En effet, ce 25 avril 1915, appelé également « ANZAC Day », du nom du corps expéditionnaire constitué de volontaires australiens et néo-zélandais engagés du côté allié durant la Première Guerre mondiale, est considéré par l’Australie comme un véritable événement fondateur national. Le débarquement des troupes de l’ANZAC à Gallipoli, sur la côte de l’Empire ottoman, face à des troupes adverses remarquablement bien entraînées, a été particulièrement meurtrier : entre avril en décembre 1915, plus de 8 500 Australiens et Néo-Zélandais sont tués et près de 20 000 blessés.

Par sa présence à cette grande commémoration, la France voulait signifier qu’elle n’oublie pas les sacrifices consentis, en ces temps décisifs, par l’Australie.

Après s’être particulièrement illustrés sur les plages des Dardanelles en 1915, établissant leur réputation militaire, les Australiens participèrent héroïquement aux combats sur le front occidental. Ce sont les combats de Villers-Bretonneux, en avril 1918, qui les font entrer dans la légende de la « Grande Guerre ». Le 25 avril 1918, à l’issue d’une contre-offensive victorieuse et hardie, les Australiens reprennent aux Allemands le village de Villers-Bretonneux, clef du dispositif allié protégeant Amiens. Depuis ces événements, chaque 25 avril, les habitants de Villers-Bretonneux et de communes voisines de la Somme et du Nord, célèbrent avec reconnaissance la mémoire de ces jeunes volontaires venus des antipodes défendre, sur le sol français, un idéal commun de liberté.

Pour bien mesurer l’ampleur de l’engagement humain australien, on doit rappeler qu’entre 1914 et 1918 ce sont plus de 310 000 Australiens qui furent engagés sur le front occidental – principalement en France – pour une population totale de 4 millions d’habitants en 1914.

Nous nous souvenons aussi de l’engagement de l’Australie pendant la Seconde Guerre mondiale. En Océanie, en Europe, ses combattants ont magnifiquement combattu pour défendre nos valeurs.

C’est dans cet esprit de concorde et de reconnaissance mutuelle que je me suis entretenu à Canberra, le 22 février 2005, avec mon homologue australien, Madame De-Anne Kelly. A cette occasion, j’ai eu le grand plaisir de décerner la croix de chevalier de la Légion d’Honneur à des vétérans australiens en reconnaissance de leur rôle dans la libération de la France durant la Seconde guerre mondiale. Ces vétérans apparaissent comme un trait d’union entre nos deux pays. A travers ce geste, la France rend hommage aux milliers de soldats australiens morts en France pour la préservation de sa liberté en 1914-1918, puis pour sa libération lors du second conflit mondial.

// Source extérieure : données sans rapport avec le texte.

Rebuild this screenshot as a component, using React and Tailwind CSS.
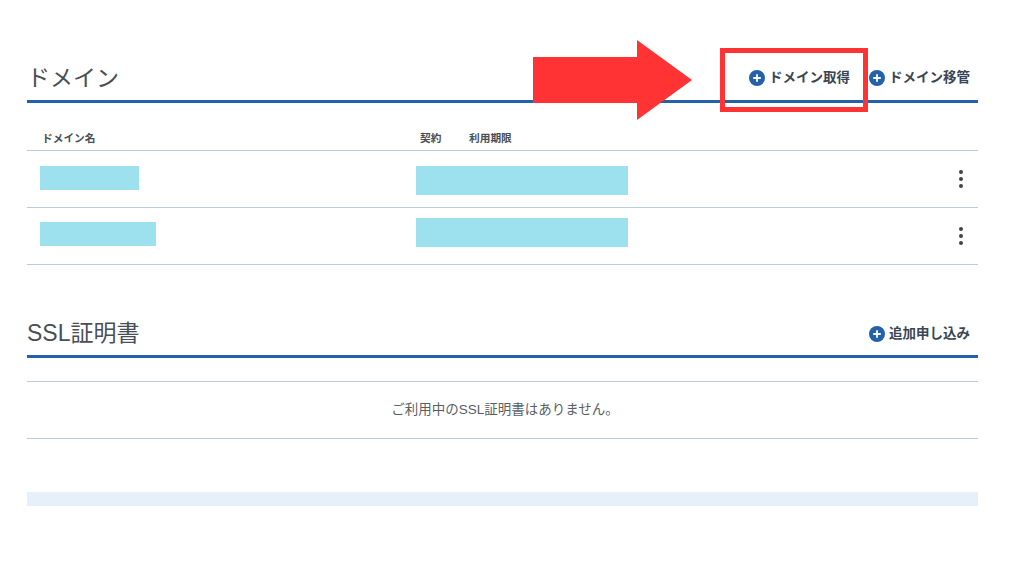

Je me réjouis tout particulièrement de constater que les autorités australiennes ont à cœur, jusqu’au plus haut niveau de l’Etat, de promouvoir et développer avec nous les échanges dans le domaine de la « mémoire partagée » des conflits du XXème siècle.

Ce concept, dont nous sommes les instigateurs et les promoteurs, s’applique à encourager, organiser et valoriser nos relations bilatérales avec les pays dont l’histoire militaire a rencontré celle de la France, à titre d’allié ou d’adversaire, au cours des conflits contemporains.

Trois catégories de pays sont concernées par cette démarche : les pays qui furent les alliés de la France durant au moins l’un des conflits mondiaux et qui cultivent le souvenir de leur engagement sur notre sol : Canada, Australie, Nouvelle-Zélande, Royaume-Uni… ; les pays auprès desquels la France a combattu lorsque leur liberté était menacée comme ce fut le cas pour la Corée du Sud entre 1950 et 1953 ; les pays anciennement sous souveraineté française et avec lesquels notre histoire combattante commune s’est inscrite dans la durée : le Vietnam, la Tunisie, le Maroc, Madagascar…

D’ores et déjà, de façon à prolonger ces actions, j’ai signé depuis 2003, des accords bilatéraux de mémoire partagée avec six pays. Un des premiers accords a été signé, à Paris, avec l’Australie en novembre 2003. Les suivants ont été formalisés avec la Corée du Sud en novembre 2003, puis en 2004 avec le Maroc, Madagascar, le Royaume-Uni et la Nouvelle-Zélande. D’autres sont actuellement en préparation avec des pays aussi différents que la Tunisie et le Canada.

La France, « mère des arts, des armes et des lois », a engagé ses fils sur les champs de bataille du monde entier. Cette épopée guerrière a laissé maintes traces dans notre Histoire. Elle a marqué à jamais nos peuples. Chaque époque a apporté son lot de gloire et de souffrances. Mais le XXème siècle a sans doute marqué un paroxysme dans la violence que les hommes sont capables d’infliger à d’autres hommes, comme en témoigne le nombre des victimes et la diversité des pays entraînés dans la tourmente des deux conflits mondiaux.

Se souvenir, c’est évoquer les passions et les souffrances. Se souvenir, c’est aussi partager notre mémoire avec celle des peuples dont nous avons croisé la destinée. Ce regard porté ensemble sur notre passé commun, les liens tissés entre nos peuples, développeront encore le sentiment d’appartenance à une même communauté de destin.

C’est, avant tout, à la jeunesse de nos deux pays que nous nous adressons. C’est aux jeunes générations d’endosser l’héritage des combattants d’hier. C’est à elles qu’il revient de faire fructifier les valeurs inestimables que sont la paix et la liberté.

Côte à côte, comme hier, la France et l’Australie sont résolument engagées dans cette voie.